Entries supplied
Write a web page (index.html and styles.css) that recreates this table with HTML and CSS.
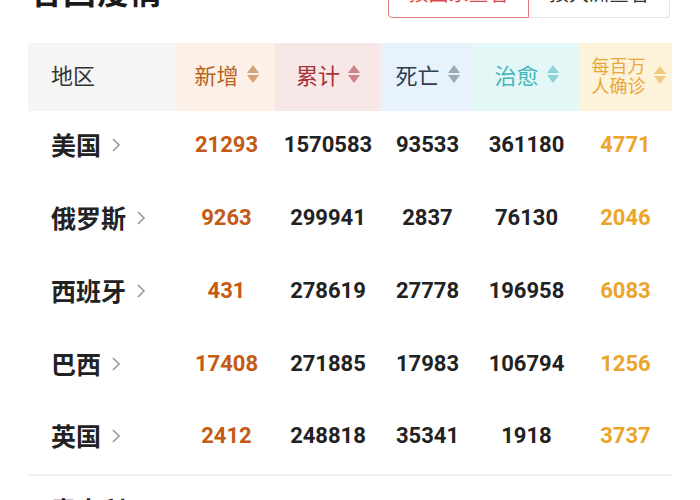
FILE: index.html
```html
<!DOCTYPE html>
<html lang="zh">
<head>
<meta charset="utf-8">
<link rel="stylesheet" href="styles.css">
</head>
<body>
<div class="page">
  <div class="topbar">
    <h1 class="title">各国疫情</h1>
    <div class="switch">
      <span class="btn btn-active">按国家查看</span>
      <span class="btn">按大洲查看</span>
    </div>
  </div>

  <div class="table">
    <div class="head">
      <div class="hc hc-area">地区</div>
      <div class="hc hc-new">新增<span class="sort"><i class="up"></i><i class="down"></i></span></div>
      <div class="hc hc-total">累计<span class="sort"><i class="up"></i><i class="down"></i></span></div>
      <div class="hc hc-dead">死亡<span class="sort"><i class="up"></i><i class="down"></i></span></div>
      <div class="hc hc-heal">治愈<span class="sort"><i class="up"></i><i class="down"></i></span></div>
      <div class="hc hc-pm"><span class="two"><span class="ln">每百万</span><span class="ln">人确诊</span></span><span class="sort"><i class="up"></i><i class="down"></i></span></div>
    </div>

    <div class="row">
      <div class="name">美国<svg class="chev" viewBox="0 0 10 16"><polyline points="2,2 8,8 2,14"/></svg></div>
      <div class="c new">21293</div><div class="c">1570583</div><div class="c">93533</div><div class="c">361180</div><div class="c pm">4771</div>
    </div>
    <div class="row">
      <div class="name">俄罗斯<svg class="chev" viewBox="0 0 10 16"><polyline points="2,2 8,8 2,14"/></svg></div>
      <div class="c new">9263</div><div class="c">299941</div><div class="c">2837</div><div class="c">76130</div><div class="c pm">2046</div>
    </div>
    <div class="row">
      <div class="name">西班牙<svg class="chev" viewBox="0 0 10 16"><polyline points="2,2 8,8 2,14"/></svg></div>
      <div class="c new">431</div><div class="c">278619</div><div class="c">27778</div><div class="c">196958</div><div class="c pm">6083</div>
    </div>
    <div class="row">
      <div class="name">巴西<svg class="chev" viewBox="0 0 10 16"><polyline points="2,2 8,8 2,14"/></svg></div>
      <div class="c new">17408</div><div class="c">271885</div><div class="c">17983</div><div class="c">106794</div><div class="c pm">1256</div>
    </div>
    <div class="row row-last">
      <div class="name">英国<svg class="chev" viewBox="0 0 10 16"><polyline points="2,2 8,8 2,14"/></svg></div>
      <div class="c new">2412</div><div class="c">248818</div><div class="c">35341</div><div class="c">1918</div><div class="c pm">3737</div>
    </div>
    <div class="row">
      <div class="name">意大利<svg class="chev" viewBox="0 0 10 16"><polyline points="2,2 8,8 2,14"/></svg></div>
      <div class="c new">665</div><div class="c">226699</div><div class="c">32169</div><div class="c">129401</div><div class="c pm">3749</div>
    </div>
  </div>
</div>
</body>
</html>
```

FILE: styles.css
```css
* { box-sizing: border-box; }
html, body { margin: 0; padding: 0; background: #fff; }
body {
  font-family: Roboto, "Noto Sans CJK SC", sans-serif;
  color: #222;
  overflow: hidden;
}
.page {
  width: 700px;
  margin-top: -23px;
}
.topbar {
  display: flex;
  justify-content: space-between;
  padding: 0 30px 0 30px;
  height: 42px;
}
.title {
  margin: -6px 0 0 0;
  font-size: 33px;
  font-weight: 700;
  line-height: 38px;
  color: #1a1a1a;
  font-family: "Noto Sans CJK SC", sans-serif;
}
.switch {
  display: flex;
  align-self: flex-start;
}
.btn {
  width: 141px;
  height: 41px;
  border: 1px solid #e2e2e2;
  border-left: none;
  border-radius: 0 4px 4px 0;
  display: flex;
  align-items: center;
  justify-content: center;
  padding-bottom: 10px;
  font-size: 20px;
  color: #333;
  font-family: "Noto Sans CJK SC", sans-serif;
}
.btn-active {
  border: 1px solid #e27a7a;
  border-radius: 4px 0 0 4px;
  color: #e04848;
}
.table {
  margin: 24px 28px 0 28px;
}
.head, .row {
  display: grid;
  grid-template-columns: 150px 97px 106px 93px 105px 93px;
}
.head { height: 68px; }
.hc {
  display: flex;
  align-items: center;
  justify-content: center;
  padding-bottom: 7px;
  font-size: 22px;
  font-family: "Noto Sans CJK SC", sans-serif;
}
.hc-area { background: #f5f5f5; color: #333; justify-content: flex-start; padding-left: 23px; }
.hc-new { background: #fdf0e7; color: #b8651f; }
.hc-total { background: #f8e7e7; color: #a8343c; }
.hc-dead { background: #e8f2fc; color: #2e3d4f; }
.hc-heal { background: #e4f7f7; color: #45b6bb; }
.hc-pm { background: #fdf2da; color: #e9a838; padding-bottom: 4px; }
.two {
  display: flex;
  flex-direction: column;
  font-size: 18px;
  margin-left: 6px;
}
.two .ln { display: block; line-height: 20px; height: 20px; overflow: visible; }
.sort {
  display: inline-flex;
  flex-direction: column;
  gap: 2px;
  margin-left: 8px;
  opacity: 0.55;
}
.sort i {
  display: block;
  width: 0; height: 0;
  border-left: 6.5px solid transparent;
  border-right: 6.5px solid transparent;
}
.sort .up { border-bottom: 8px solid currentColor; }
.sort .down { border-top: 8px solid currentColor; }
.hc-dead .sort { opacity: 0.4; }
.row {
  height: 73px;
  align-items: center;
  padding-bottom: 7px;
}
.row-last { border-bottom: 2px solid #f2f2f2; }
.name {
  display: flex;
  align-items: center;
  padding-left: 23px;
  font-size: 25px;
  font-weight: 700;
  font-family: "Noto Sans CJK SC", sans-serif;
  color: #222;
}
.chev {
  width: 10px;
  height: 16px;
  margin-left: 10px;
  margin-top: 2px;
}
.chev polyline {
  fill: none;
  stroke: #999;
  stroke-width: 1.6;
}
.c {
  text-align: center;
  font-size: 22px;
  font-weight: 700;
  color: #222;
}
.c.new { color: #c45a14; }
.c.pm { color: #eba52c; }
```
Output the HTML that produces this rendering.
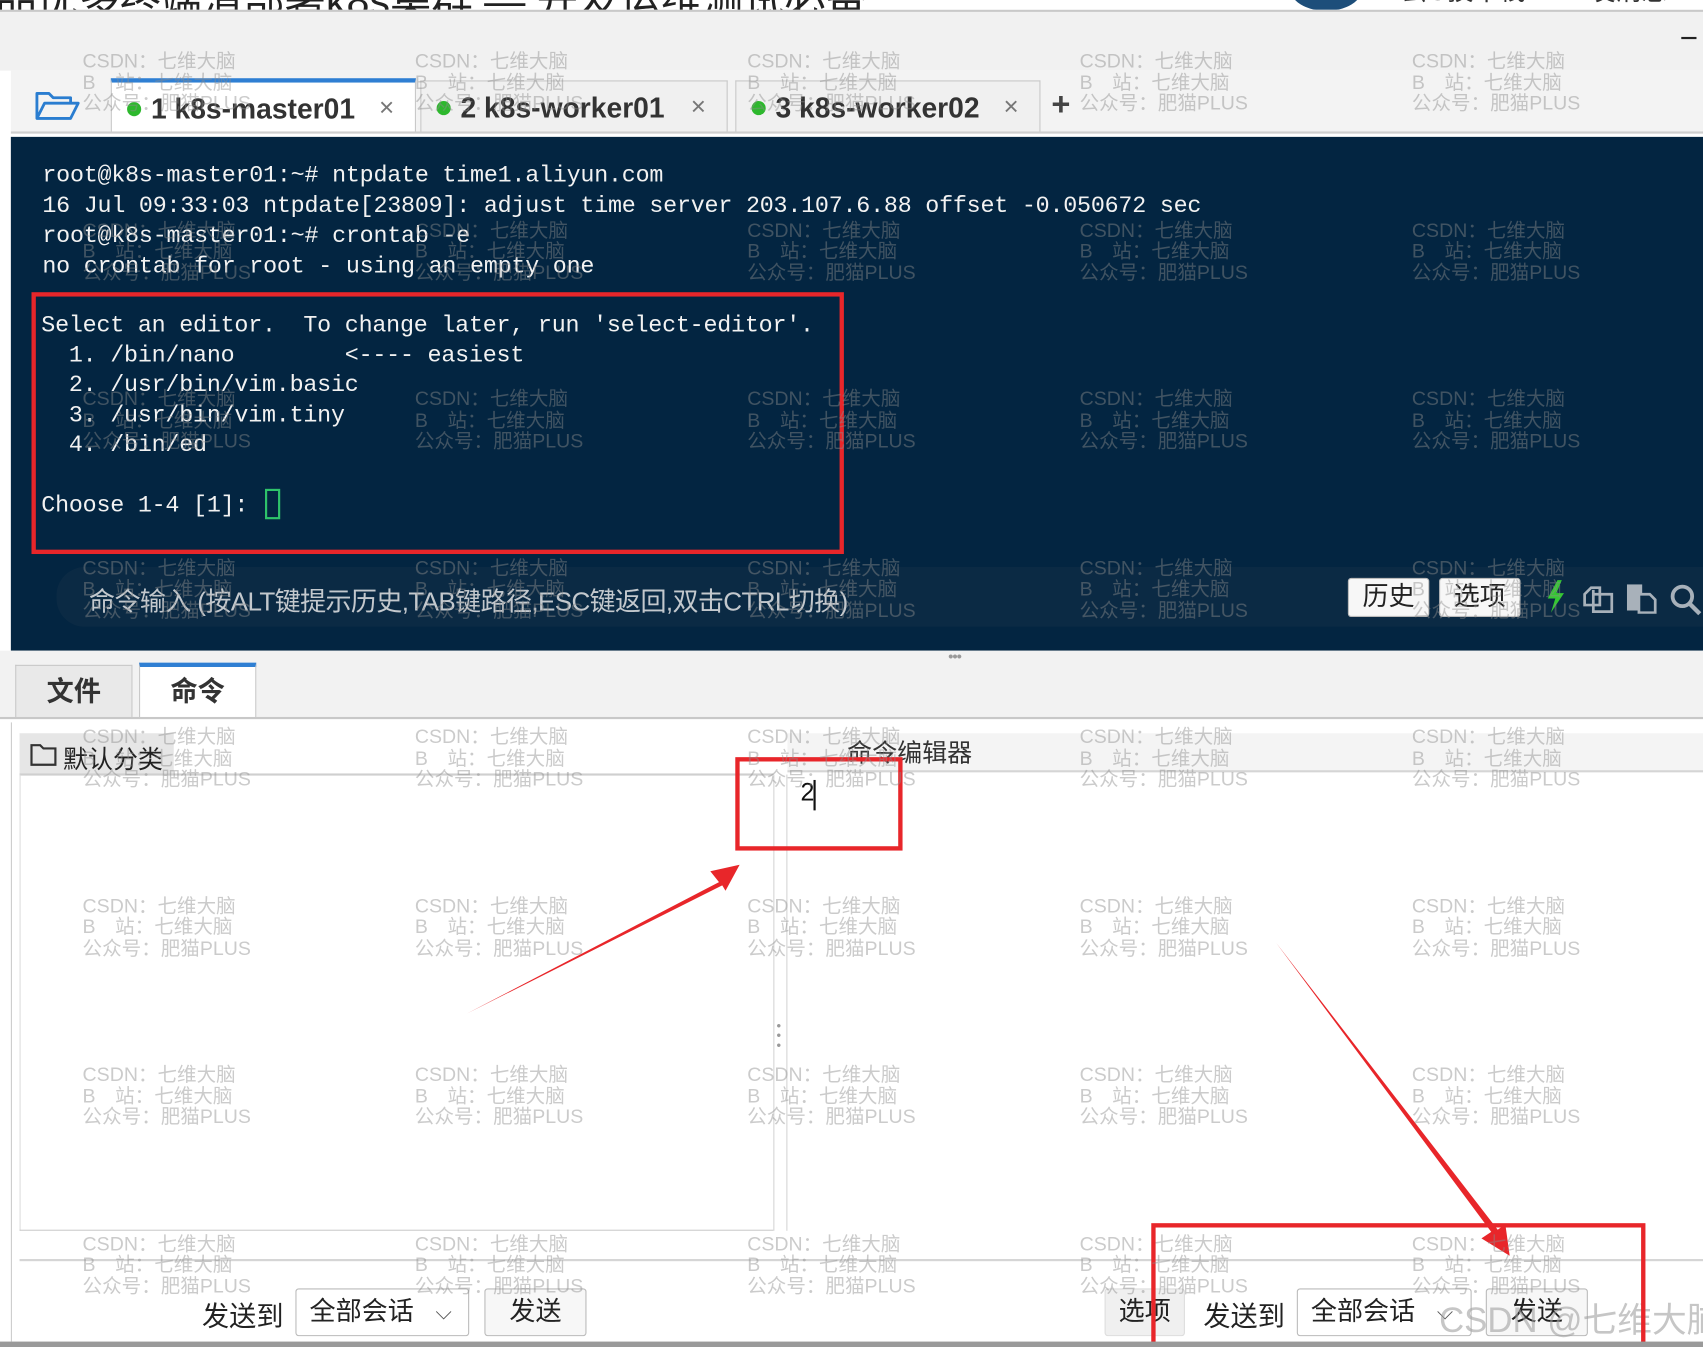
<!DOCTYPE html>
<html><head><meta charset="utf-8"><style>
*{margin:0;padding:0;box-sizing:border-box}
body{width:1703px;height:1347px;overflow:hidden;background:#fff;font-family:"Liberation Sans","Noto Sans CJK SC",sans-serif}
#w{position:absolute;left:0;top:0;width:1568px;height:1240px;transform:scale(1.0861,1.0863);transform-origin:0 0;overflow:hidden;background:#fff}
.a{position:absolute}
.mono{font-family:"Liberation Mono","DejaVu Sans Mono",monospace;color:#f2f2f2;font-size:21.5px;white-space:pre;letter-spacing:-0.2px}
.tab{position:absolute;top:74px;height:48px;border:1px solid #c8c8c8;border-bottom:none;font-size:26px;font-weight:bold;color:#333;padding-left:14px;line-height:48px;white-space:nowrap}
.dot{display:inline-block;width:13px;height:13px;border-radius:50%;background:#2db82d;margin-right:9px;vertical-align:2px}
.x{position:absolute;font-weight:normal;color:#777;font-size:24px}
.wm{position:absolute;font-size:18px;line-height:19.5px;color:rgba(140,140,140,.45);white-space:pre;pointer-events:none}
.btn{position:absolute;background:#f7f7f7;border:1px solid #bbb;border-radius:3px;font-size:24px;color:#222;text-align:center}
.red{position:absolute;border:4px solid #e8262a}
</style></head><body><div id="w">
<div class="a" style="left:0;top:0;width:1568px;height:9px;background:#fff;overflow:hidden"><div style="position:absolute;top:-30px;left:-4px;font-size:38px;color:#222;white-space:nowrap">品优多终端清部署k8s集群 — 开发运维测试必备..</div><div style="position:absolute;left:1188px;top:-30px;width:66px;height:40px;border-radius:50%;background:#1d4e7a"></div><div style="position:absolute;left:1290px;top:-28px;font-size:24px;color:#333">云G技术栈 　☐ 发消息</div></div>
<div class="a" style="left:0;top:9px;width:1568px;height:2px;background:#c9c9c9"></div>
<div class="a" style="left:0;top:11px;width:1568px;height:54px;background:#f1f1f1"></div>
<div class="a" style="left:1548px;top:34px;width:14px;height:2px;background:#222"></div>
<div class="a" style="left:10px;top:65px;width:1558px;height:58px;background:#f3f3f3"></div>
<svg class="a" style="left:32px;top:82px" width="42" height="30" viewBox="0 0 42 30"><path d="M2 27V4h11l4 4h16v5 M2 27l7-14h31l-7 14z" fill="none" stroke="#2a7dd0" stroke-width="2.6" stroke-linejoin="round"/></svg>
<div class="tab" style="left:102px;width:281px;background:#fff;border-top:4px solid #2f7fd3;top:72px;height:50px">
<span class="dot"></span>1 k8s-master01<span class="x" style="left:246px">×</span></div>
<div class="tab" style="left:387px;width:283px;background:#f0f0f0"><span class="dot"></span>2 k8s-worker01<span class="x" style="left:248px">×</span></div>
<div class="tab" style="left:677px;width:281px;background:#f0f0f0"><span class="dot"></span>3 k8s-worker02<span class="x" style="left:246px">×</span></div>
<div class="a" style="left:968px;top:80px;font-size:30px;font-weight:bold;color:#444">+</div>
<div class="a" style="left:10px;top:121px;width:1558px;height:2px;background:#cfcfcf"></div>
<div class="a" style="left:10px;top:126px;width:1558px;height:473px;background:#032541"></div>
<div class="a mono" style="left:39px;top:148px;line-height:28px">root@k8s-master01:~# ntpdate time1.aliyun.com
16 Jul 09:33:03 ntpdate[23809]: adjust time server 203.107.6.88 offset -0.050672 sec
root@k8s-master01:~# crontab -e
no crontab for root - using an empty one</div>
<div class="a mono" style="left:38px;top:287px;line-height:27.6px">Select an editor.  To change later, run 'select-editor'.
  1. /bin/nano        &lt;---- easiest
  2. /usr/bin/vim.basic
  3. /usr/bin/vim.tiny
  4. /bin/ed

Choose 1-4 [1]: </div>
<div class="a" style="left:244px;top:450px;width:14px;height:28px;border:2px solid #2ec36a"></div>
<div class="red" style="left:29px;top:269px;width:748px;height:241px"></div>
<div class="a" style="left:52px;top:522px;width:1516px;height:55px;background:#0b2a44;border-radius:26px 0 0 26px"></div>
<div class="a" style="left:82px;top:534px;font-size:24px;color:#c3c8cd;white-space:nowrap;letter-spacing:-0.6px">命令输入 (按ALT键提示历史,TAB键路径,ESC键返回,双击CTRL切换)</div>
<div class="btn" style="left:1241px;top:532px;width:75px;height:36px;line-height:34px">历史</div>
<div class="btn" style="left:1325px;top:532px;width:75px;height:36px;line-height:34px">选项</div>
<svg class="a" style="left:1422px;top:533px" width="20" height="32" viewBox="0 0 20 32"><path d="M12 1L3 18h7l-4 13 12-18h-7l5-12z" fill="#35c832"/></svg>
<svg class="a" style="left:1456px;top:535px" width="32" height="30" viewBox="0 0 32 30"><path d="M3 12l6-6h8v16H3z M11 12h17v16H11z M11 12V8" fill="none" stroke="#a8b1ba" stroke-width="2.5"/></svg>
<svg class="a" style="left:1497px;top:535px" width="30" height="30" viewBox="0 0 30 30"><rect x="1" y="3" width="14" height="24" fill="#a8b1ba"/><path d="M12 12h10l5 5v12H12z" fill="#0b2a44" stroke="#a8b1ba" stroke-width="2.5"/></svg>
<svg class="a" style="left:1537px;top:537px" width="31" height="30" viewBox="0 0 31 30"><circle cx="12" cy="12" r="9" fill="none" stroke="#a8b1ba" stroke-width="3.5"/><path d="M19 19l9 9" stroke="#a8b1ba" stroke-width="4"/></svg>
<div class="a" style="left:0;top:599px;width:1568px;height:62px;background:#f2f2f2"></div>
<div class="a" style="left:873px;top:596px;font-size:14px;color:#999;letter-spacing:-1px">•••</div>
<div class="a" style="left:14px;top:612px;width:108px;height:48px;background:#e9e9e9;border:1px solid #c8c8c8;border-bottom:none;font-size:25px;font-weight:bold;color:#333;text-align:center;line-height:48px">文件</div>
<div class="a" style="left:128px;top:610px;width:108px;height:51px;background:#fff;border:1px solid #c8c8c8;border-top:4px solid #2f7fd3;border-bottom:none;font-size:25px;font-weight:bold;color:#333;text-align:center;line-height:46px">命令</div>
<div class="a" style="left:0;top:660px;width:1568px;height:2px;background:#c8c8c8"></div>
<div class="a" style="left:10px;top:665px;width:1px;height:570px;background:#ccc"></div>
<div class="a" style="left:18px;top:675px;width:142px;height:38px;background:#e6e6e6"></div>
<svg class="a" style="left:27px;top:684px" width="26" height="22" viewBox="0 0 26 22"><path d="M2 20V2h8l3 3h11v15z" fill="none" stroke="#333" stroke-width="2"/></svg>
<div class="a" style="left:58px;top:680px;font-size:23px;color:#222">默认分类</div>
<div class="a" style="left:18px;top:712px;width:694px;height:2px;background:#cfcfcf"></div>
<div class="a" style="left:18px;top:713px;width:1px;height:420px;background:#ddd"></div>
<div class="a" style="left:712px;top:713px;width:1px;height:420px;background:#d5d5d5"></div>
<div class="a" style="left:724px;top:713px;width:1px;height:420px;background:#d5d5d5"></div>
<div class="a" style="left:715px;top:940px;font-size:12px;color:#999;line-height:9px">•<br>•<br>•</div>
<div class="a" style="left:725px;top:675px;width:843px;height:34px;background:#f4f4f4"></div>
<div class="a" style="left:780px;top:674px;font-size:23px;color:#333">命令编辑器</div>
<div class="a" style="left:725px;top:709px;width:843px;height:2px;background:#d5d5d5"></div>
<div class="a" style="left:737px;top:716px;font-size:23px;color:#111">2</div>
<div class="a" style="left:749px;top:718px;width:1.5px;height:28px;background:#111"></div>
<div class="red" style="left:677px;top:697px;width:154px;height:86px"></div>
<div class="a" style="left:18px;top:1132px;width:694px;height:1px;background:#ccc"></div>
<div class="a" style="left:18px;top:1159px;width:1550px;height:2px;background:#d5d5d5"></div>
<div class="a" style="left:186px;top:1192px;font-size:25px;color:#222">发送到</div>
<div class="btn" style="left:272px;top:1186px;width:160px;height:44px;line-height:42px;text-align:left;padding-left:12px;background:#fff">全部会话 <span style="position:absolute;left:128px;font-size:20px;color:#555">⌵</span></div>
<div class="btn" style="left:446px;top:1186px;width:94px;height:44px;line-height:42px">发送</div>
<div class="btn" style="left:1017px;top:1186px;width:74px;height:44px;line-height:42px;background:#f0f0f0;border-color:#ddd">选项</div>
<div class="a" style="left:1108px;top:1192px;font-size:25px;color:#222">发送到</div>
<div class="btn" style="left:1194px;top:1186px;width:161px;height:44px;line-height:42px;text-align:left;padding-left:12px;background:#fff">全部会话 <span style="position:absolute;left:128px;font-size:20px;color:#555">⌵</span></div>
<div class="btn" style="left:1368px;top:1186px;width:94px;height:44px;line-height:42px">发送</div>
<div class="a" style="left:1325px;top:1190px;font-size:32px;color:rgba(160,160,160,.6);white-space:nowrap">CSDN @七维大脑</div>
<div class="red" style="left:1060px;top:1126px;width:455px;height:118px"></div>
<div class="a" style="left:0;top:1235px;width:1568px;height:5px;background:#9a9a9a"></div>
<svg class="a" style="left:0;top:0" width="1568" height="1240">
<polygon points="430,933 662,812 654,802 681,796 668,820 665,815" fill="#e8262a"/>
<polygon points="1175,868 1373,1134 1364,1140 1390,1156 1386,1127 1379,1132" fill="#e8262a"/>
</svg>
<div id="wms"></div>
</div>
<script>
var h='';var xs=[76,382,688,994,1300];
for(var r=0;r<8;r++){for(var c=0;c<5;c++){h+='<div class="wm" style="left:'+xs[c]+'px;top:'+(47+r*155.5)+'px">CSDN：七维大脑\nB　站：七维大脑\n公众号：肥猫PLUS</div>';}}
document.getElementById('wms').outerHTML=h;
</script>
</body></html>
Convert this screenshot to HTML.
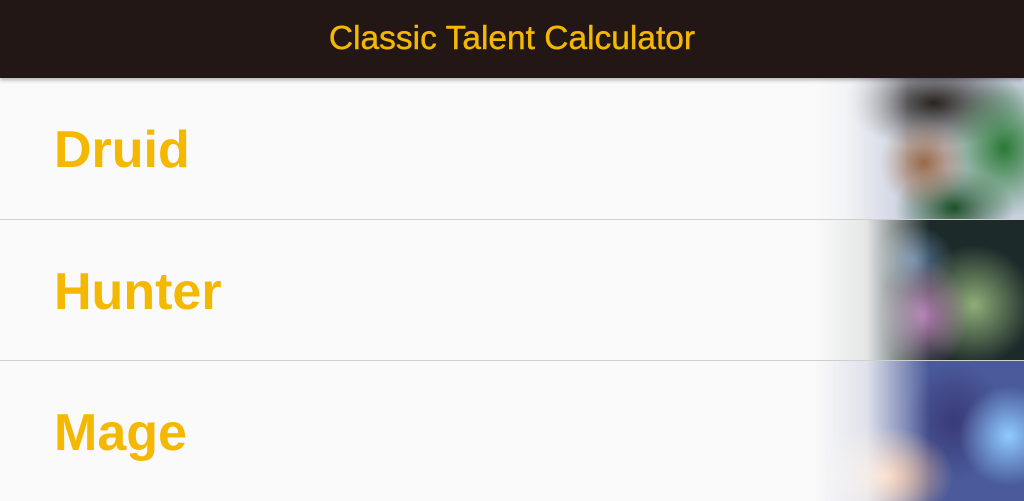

Set problem
Your answer should be a single number: the count of lines in these records that hold the string "index".

Output of the exercise
2